Mindful USC: Search Inside Yourself
Chade-Meng Tan | 1:10:30
Transcript
Search Inside Yourself featuring Chade Meng tan. This evening's event will inaugurate mindful USC, our new comprehensive, university wide, multidisciplinary mindfulness initiative. And I'm so grateful to the many departments and divisions that serve as leaders for mindful USC, especially the Office of the Provost, the Undergraduate Student Government, the Graduate Student Government, the Academic Senate, the staff assembly, the Angelman health center, the Center for Excellence in Teaching, the Lebbon Institute for Humanities and ethics, the Center for work and family life, the Institute for Integrative Health, the Office of Religious Life, and USC spectrum.
And I'm especially grateful to all of you for being here for this very auspicious event.
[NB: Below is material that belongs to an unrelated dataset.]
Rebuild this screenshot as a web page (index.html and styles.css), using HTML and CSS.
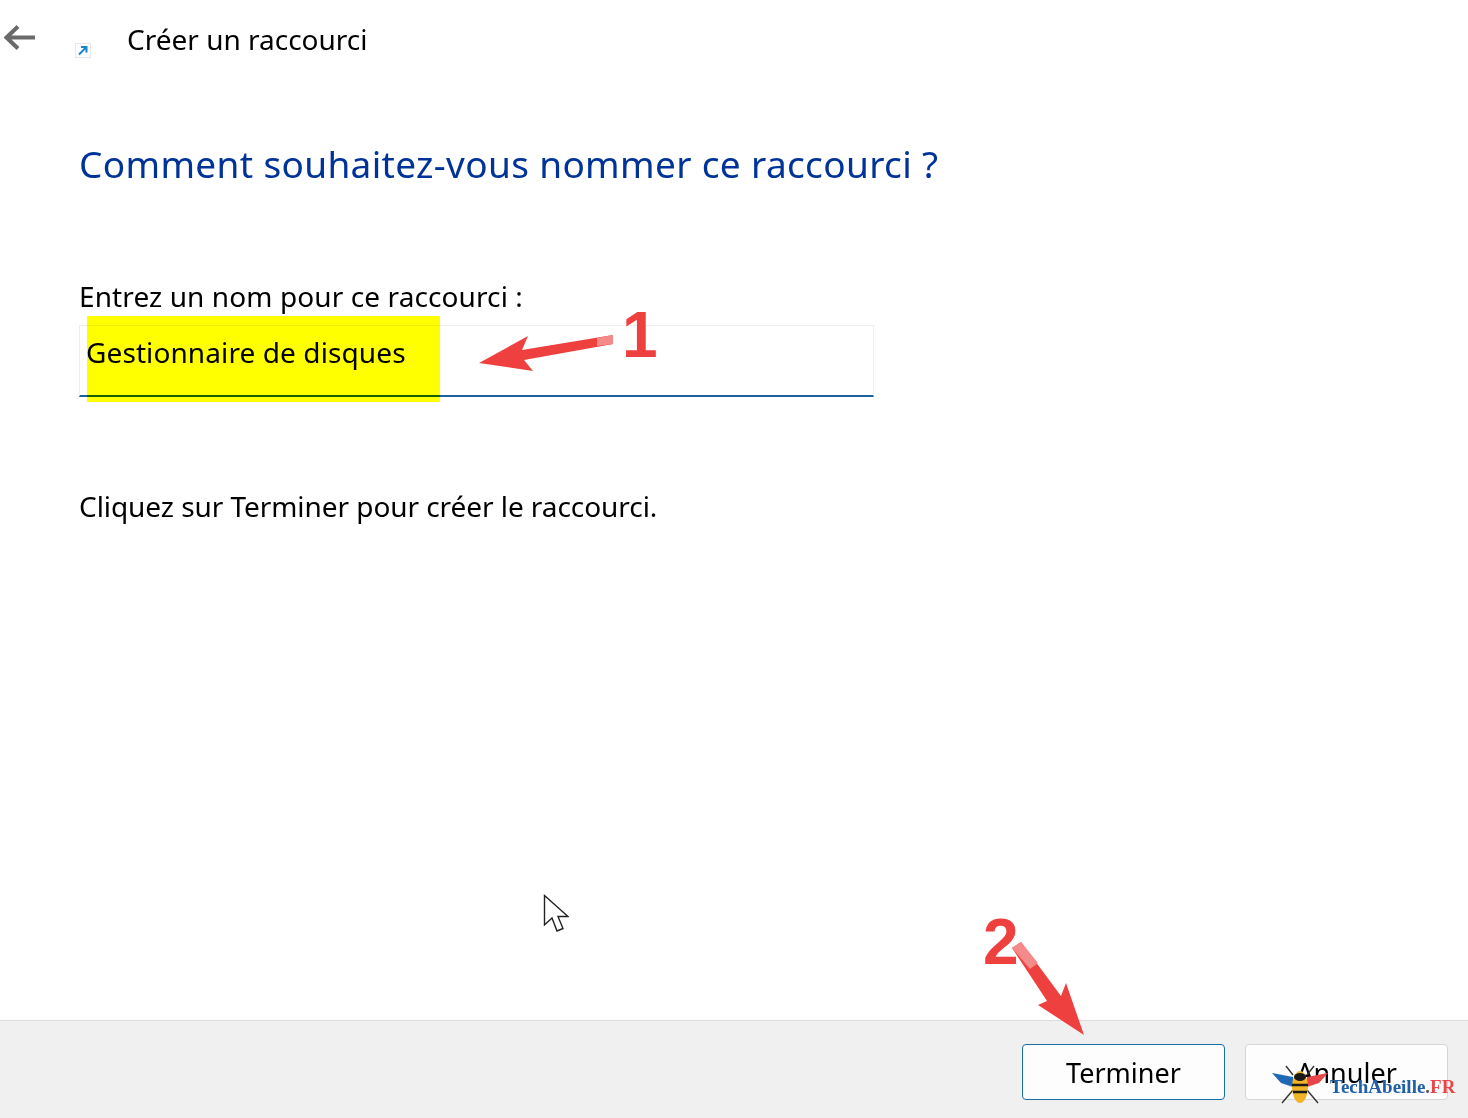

When I was an undergraduate, I spent a semester living in a Buddhist monastery in Bodhgaya, India, a small village where the Buddha was enlightened 2500 years ago. That's where I first encountered mindfulness meditation, and I eagerly embraced it because more than anything else, I wanted to levitate and walk through walls. That never happened, but I'm still trying so if anyone has any advice, please let me know that can be another university initiative. Instead, what I did experience with my mindfulness practice were positive health and learning benefits, less stress, more focus, better sleep, increased creativity.
Over the last 20 years, millions of Americans have also developed a mindfulness practice and like yoga. Mindfulness has moved away from its spiritual origins and is now considered a mainstream secular practice in the United States.